### Set task
Leaving out every picture, copy the lines of the data exactly, from the first through the line containing "const colWidths = [58, 74, 125, 101, 76, 129, 114]".

# START OF Exercise material

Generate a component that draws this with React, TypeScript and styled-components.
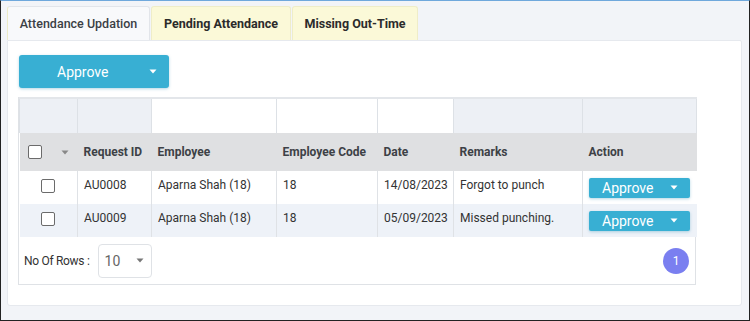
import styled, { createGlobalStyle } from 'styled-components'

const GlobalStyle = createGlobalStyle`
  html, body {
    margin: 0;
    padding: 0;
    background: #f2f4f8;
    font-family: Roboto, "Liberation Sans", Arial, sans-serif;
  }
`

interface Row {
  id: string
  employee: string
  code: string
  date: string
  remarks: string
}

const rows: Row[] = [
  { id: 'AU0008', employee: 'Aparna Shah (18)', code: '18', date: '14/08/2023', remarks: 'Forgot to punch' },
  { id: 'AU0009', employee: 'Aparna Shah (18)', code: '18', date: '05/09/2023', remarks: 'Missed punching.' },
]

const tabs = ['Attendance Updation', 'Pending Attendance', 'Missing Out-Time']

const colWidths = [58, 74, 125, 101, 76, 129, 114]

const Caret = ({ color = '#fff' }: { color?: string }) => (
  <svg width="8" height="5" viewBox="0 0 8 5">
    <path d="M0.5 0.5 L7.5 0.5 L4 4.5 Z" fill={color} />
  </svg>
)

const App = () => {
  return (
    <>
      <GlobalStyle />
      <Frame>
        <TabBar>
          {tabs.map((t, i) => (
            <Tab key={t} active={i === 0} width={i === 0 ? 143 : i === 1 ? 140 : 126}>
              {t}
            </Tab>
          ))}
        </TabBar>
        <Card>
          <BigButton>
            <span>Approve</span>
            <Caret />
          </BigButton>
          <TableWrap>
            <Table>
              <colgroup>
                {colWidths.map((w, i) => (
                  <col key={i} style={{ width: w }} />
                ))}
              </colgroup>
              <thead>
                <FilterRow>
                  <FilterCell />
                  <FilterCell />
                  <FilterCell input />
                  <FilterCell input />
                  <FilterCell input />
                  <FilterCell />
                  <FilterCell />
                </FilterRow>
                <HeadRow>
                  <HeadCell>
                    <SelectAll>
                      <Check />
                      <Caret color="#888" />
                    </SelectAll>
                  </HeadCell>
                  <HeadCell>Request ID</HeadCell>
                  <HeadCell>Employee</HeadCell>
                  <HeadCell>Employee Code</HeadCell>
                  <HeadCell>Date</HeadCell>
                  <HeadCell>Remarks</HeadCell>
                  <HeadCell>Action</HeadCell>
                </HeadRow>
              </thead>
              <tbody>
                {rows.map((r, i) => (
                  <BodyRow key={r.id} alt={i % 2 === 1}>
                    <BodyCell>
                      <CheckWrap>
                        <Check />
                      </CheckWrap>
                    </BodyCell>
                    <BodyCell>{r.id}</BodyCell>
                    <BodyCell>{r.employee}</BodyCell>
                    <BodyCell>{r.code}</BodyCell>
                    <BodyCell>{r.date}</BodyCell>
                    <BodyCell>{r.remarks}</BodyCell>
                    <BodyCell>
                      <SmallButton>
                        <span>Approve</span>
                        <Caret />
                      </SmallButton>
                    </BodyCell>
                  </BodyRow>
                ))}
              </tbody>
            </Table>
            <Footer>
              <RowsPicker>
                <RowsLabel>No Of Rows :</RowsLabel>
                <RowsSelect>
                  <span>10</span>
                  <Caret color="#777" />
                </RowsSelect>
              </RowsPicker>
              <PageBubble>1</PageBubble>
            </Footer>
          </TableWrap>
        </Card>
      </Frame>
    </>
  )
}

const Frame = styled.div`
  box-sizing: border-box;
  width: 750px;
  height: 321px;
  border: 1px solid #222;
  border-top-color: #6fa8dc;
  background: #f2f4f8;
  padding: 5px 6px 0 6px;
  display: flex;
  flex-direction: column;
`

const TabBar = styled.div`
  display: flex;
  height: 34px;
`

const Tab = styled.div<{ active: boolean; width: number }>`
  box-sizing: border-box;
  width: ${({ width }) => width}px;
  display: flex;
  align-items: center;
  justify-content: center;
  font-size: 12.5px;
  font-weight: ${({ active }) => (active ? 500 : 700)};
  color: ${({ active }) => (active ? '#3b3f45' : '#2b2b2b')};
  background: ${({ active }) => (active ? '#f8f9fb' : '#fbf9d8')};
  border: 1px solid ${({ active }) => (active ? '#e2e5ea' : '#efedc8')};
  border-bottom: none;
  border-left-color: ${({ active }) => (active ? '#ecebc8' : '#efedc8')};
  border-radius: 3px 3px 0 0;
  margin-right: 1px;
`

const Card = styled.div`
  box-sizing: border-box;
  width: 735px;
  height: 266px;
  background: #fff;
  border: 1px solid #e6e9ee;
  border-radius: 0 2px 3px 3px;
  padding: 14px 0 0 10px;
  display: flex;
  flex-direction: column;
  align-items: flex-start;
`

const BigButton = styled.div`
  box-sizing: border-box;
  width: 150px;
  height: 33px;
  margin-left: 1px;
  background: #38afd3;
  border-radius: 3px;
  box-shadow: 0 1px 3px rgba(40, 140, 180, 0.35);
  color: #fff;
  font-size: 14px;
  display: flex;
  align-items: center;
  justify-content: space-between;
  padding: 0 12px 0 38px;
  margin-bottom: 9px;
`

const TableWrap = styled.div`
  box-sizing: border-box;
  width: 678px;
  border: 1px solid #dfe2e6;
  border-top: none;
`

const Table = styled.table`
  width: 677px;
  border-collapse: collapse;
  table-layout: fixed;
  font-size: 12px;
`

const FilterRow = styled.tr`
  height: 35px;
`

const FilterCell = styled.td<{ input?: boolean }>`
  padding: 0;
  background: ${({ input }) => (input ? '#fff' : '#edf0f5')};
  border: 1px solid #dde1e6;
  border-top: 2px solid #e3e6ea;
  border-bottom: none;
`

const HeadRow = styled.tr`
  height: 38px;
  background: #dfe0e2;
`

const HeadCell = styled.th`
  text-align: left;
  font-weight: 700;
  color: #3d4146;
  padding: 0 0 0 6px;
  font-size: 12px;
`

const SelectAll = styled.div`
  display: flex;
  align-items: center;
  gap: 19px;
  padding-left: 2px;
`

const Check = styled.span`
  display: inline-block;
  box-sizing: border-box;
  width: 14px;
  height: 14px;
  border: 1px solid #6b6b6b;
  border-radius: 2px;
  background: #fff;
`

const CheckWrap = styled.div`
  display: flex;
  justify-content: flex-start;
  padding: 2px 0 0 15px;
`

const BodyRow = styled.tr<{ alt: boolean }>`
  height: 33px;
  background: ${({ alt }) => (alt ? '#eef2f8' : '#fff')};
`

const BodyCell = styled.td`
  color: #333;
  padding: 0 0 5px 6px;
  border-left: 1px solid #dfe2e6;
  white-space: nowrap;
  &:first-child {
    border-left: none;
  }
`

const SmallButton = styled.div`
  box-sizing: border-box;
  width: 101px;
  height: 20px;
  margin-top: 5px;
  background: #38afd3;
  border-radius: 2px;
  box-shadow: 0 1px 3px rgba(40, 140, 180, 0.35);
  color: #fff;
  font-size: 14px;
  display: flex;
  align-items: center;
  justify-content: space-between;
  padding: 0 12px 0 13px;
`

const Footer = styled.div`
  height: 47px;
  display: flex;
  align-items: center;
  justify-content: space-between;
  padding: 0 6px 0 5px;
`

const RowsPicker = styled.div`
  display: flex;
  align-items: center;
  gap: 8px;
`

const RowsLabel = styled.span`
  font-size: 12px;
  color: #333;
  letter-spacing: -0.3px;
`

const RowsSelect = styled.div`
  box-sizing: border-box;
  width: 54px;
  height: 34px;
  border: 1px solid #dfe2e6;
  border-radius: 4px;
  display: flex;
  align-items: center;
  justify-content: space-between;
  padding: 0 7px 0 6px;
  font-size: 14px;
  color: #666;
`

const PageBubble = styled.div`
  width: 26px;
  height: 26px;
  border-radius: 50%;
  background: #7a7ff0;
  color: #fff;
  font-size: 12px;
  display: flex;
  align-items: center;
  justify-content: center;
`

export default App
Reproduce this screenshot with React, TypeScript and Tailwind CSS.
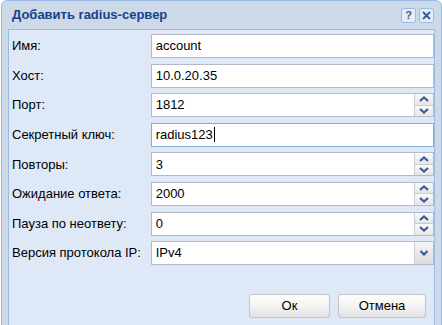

# END OF Exercise material

### Exercise response
Generate a component that draws this with React, TypeScript and styled-components.
import styled, { createGlobalStyle } from 'styled-components'

const GlobalStyle = createGlobalStyle`
  html, body {
    margin: 0;
    padding: 0;
    background: #f2f4f8;
    font-family: Roboto, "Liberation Sans", Arial, sans-serif;
  }
`

interface Row {
  id: string
  employee: string
  code: string
  date: string
  remarks: string
}

const rows: Row[] = [
  { id: 'AU0008', employee: 'Aparna Shah (18)', code: '18', date: '14/08/2023', remarks: 'Forgot to punch' },
  { id: 'AU0009', employee: 'Aparna Shah (18)', code: '18', date: '05/09/2023', remarks: 'Missed punching.' },
]

const tabs = ['Attendance Updation', 'Pending Attendance', 'Missing Out-Time']

const colWidths = [58, 74, 125, 101, 76, 129, 114]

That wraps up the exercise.